### To be done
Count the lines below that contain the word "full", and report only that number.

### Records for this task
— begin —

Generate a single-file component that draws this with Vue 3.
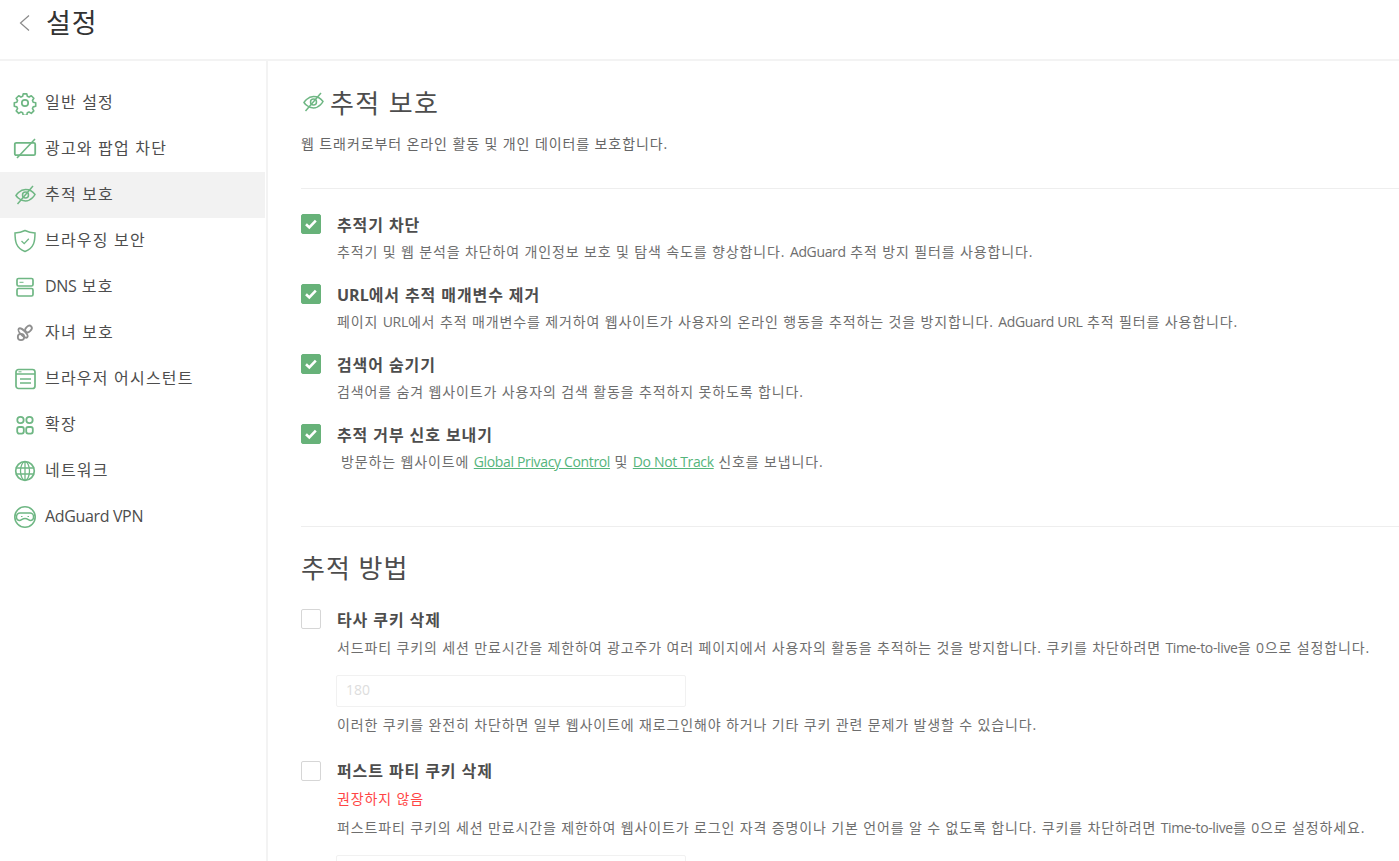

— end —
— begin —

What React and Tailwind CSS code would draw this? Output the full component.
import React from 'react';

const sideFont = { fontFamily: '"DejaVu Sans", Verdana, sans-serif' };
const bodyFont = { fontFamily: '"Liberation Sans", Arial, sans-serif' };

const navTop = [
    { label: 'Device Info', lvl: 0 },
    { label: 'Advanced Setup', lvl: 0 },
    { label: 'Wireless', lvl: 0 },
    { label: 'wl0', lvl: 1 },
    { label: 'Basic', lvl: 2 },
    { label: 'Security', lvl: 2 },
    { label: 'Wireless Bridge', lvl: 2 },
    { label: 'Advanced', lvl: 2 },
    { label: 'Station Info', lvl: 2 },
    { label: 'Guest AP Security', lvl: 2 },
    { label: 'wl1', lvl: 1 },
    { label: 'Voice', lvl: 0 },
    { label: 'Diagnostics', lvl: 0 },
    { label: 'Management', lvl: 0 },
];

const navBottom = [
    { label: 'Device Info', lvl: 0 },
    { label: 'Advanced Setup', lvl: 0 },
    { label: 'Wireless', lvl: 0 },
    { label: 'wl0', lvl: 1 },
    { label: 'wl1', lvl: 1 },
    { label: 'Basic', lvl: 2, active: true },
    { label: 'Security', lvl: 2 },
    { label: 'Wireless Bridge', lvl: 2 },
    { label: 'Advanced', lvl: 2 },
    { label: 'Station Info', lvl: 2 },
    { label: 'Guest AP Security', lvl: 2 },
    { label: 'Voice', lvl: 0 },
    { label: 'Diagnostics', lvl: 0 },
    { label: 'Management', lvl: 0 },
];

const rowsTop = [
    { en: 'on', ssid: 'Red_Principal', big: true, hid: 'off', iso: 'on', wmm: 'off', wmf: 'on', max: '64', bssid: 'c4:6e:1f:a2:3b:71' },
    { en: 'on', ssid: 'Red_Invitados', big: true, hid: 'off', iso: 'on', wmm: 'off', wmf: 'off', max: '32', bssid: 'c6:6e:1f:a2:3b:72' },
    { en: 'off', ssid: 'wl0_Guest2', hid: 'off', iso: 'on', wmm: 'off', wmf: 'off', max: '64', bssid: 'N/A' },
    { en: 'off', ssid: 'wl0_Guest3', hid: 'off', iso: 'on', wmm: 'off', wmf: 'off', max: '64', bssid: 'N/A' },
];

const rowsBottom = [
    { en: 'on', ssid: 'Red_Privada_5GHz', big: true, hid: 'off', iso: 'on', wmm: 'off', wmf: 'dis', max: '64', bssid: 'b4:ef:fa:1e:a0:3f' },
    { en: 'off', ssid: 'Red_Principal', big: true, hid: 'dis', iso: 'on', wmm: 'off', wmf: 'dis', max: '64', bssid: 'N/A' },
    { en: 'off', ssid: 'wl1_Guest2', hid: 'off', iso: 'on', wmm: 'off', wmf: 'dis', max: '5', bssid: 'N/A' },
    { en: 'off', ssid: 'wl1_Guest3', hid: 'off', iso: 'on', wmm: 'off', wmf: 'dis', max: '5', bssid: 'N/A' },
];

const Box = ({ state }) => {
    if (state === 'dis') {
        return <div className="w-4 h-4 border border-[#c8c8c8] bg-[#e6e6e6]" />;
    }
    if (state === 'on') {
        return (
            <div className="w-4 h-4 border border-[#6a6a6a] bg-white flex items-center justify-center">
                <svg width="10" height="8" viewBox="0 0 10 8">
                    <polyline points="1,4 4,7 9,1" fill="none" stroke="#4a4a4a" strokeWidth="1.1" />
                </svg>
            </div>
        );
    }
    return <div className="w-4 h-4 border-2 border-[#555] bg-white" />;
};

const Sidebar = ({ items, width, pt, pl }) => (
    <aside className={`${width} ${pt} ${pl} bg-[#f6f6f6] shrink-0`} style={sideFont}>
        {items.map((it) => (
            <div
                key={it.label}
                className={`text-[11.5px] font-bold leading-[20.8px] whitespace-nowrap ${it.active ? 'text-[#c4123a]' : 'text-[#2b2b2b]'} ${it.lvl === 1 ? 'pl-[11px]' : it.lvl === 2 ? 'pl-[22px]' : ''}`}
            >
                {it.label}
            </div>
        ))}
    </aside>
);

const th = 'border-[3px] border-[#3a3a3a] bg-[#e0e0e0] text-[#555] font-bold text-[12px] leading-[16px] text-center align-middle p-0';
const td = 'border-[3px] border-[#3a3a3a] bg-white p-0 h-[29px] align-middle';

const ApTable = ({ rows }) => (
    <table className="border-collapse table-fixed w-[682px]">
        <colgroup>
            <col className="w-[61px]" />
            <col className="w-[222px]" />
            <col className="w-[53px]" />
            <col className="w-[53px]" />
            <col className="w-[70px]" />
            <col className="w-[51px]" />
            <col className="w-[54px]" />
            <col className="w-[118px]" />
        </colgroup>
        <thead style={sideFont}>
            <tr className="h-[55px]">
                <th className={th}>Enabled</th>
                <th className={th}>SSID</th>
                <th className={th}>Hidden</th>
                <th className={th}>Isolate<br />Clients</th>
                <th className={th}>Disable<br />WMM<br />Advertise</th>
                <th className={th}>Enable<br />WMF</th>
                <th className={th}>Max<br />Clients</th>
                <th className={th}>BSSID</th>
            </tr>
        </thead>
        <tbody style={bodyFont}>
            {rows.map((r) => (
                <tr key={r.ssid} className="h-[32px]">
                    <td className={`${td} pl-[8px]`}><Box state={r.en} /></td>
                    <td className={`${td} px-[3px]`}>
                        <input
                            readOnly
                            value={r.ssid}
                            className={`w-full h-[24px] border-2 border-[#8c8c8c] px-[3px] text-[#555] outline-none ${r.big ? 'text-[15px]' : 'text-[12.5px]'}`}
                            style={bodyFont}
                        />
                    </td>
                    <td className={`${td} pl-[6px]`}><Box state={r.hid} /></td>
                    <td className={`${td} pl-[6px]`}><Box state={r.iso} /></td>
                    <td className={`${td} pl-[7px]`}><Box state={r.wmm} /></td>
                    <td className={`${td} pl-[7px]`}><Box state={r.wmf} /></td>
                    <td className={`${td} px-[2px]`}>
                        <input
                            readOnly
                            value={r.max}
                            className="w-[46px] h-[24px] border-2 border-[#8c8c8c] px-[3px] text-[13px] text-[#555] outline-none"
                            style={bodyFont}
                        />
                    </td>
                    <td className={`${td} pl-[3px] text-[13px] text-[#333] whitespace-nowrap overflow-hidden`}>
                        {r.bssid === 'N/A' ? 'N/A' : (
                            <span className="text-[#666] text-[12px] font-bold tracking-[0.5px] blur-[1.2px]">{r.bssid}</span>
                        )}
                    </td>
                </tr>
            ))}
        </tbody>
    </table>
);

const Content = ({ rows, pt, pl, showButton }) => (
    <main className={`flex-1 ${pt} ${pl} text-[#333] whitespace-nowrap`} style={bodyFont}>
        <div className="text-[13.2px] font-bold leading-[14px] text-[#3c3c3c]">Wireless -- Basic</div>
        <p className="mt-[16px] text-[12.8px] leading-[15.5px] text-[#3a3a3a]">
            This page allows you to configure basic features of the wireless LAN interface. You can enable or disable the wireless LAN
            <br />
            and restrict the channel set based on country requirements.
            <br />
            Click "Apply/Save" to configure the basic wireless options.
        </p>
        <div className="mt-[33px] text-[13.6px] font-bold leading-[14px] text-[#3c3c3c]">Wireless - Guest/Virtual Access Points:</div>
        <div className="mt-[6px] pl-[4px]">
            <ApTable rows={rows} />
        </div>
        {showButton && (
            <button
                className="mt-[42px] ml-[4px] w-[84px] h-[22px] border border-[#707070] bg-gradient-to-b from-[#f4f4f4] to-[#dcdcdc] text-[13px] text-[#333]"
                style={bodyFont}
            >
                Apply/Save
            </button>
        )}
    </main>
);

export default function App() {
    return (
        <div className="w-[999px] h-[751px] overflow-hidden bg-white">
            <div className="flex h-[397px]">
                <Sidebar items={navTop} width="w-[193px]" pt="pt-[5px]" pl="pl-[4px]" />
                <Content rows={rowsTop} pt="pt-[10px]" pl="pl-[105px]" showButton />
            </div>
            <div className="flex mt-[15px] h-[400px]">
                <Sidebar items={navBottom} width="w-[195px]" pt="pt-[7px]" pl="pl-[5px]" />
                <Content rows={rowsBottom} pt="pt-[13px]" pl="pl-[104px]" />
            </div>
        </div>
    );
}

— end —

### Task solution
2